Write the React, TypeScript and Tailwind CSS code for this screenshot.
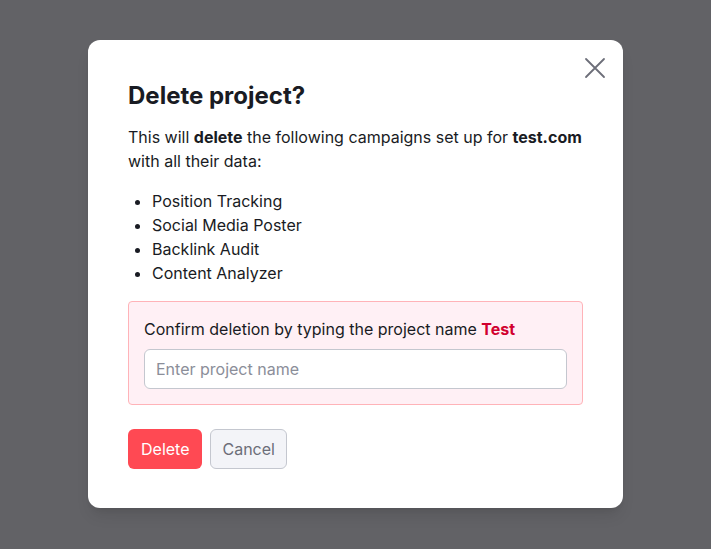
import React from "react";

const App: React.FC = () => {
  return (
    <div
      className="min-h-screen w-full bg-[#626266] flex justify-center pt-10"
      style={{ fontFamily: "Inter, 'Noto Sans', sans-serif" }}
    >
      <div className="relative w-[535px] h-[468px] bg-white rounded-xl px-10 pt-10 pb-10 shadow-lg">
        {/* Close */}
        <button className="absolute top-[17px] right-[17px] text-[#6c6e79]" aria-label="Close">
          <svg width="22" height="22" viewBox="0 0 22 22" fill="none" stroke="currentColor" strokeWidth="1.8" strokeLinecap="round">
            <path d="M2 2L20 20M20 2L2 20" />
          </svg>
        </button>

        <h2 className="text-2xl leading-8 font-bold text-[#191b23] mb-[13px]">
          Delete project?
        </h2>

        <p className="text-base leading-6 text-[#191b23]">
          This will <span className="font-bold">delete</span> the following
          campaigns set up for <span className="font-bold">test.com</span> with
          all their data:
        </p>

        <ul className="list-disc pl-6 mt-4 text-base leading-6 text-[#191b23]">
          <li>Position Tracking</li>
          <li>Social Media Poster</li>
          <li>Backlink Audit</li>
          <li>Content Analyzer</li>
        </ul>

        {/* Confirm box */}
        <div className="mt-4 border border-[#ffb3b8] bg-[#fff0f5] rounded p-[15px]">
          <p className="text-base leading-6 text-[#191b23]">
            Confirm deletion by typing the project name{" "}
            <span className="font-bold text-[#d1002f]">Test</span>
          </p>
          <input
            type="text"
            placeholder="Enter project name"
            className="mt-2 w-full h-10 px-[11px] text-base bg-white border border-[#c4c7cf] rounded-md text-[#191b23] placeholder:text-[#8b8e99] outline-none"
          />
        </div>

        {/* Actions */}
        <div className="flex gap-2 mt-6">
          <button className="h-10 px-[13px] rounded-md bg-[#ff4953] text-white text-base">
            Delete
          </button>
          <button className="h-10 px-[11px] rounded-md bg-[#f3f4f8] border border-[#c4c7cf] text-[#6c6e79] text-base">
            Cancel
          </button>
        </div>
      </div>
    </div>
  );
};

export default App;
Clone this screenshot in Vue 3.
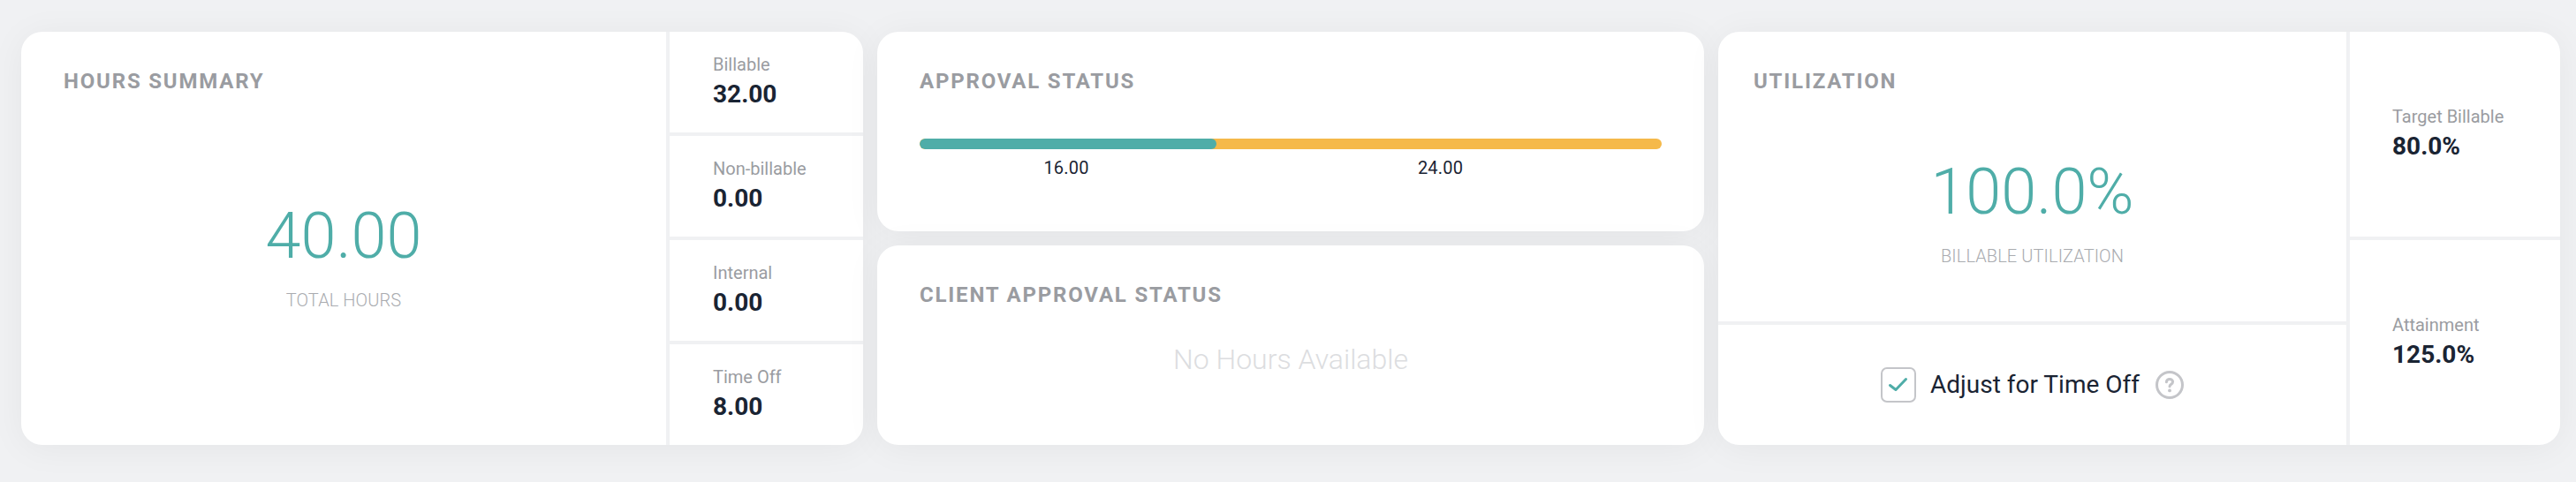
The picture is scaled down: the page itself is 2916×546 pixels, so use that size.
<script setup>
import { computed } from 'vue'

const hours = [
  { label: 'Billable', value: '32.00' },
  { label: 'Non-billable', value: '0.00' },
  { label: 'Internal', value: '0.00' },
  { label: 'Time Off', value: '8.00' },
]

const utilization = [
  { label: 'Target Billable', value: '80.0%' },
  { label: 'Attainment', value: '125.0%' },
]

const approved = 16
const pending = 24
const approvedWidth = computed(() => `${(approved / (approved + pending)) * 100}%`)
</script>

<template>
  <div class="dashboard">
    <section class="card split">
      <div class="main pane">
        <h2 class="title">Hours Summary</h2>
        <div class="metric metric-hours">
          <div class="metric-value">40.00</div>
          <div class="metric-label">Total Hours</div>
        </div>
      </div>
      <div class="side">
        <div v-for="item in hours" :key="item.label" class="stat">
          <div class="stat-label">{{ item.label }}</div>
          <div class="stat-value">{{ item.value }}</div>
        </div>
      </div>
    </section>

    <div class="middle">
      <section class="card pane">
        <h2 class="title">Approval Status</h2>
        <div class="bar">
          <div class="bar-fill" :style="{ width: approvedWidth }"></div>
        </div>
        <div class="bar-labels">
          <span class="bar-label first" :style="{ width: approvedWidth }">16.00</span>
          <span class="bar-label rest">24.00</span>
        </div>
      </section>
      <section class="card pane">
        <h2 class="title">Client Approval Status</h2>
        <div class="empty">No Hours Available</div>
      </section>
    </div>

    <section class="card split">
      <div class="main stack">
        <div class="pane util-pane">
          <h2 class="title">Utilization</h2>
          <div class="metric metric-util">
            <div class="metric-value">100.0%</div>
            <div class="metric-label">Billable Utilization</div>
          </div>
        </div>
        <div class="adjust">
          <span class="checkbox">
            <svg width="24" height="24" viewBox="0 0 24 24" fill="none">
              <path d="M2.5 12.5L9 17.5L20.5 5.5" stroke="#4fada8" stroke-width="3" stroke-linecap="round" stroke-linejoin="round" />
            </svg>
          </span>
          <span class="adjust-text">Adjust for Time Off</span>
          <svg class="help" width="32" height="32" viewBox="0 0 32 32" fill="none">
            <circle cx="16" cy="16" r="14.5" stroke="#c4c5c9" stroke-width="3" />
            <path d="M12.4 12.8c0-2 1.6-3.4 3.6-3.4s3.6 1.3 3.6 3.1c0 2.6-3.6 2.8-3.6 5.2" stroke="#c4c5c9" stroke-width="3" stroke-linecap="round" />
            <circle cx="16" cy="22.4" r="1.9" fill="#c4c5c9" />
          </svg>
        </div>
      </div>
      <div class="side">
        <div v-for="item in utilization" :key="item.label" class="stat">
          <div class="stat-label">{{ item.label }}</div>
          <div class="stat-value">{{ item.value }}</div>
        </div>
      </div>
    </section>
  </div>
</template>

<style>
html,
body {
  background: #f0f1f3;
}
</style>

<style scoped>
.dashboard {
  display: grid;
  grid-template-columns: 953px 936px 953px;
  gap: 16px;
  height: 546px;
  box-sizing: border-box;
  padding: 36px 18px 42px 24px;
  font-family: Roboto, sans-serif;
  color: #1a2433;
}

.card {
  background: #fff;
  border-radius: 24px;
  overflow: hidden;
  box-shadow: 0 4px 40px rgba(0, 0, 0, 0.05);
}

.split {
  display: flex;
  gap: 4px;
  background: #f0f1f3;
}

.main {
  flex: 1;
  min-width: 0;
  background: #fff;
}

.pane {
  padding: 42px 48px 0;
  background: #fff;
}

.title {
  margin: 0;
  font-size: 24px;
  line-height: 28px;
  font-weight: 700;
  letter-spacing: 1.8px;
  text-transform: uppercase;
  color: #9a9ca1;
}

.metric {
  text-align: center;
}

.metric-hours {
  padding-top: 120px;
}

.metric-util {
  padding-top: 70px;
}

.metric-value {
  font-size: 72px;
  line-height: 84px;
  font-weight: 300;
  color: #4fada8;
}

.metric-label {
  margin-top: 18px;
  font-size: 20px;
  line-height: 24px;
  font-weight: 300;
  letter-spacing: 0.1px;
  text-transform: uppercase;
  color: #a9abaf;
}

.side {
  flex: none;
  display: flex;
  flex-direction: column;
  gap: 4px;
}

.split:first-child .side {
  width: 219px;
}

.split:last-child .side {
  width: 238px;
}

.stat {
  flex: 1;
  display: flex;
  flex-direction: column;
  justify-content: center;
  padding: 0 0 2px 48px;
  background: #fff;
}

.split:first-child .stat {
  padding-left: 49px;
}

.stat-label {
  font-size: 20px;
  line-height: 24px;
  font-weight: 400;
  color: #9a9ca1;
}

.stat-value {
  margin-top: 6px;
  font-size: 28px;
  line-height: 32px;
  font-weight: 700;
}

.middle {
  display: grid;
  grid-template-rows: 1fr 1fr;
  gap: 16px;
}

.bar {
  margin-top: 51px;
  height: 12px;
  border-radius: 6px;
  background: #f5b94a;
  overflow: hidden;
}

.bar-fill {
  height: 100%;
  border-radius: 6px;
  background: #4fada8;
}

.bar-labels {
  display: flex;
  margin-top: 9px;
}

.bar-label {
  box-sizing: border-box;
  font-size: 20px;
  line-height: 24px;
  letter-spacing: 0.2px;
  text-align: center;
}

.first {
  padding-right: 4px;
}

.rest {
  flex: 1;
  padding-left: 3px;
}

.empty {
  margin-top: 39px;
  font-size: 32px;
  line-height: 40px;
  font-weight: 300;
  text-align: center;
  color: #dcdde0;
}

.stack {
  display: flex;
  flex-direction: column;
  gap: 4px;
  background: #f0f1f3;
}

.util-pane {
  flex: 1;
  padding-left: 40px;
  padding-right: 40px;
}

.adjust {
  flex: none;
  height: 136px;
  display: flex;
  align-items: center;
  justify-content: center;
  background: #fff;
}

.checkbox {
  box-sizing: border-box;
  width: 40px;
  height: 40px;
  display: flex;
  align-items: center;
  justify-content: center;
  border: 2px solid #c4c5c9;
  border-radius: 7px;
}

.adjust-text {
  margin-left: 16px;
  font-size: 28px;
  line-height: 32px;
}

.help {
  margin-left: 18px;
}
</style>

· · · ·

:: GIVEN TASK ::
In the listing above, how many lines include the word "React"? Answer with the number and nothing more.

:: RESPONSE TO THIS EXERCISE ::
3